Each day is rich with poetry and music – how lucky to experience an intimate session with Sean Tyrell, singer of gravely intensity; a serendipitous opportunity to hear the great Christy Moore in concert, his songs and passion for justice continuing to reverberate amongst our Sacred Earth pilgrims; and breakfast with the poet Tony Curtis, who saw a group of beautiful pilgrim women and wanted to be a part of the dawning conversation. What a delightful flirt!

I must share, however inadequate my words, the luminous sessions we had with P.J. Curtis and Dara Malloy. We were blessed to have these men share their wisdom, their “mana’o” as I would say in Hawaiian, since I can’t find an English word to describe the utter totality of their being, soul, person, and depth. What a privilege to sit at their feet.

P.J. is one of Ireland’s foremost ethnomusicologists and musicians. He introduced us to the history and power of Irish music and its far-reaching influence beyond its native shores. He enabled us to appreciate the music we have been hearing throughout our pilgrimage. I’m inspired to pick up the accordion after so many years of silence! It is hard not to feel smug, going into the pubs and thinking, “I’m not just another tourist who has no understanding of the soul of Irish music.” Thank you, P.J.

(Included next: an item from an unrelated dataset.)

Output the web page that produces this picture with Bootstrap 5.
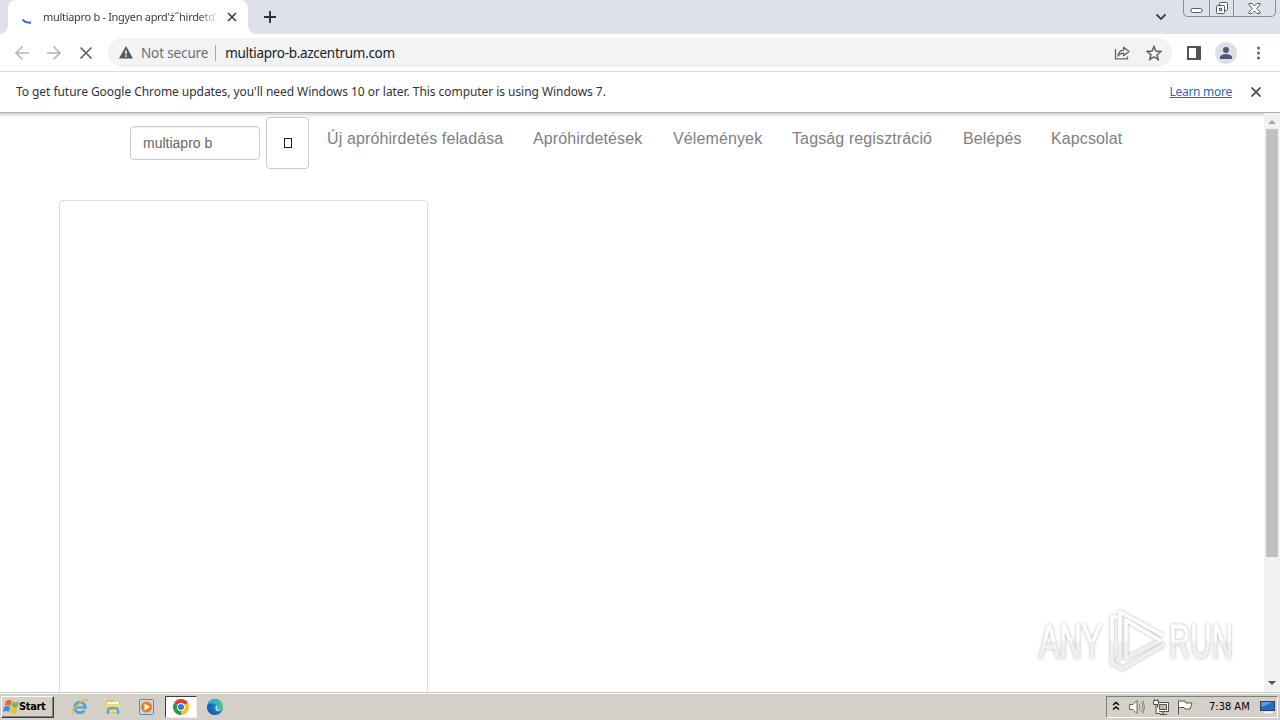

And Dara Malloy – Celtic priest, scholar, and holy man – met us on Innismore, the largest of the Aran Islands. By the time we arrived at Innismore, questions and longings that have been submerged within my soul have started spiraling out. The spectacular island landscape, the numinous light, the crystalline waters, and Dara’s soul-sharing stirred those long dormant questions and questing. Mary Chapin Carpenter has a song called “Twilight” and I finally understand what she means by that magical time of day and the gloaming. The island pulsated with this sacred time and energy. I think I am going to swoon!

People go on pilgrimage around the world. I never expected Ireland to be anything more than just a beautiful country with friendly people. But Phil is showing me it is so much more. And as I get to know a bit of the soul of Ireland, I get to know a bit of my own.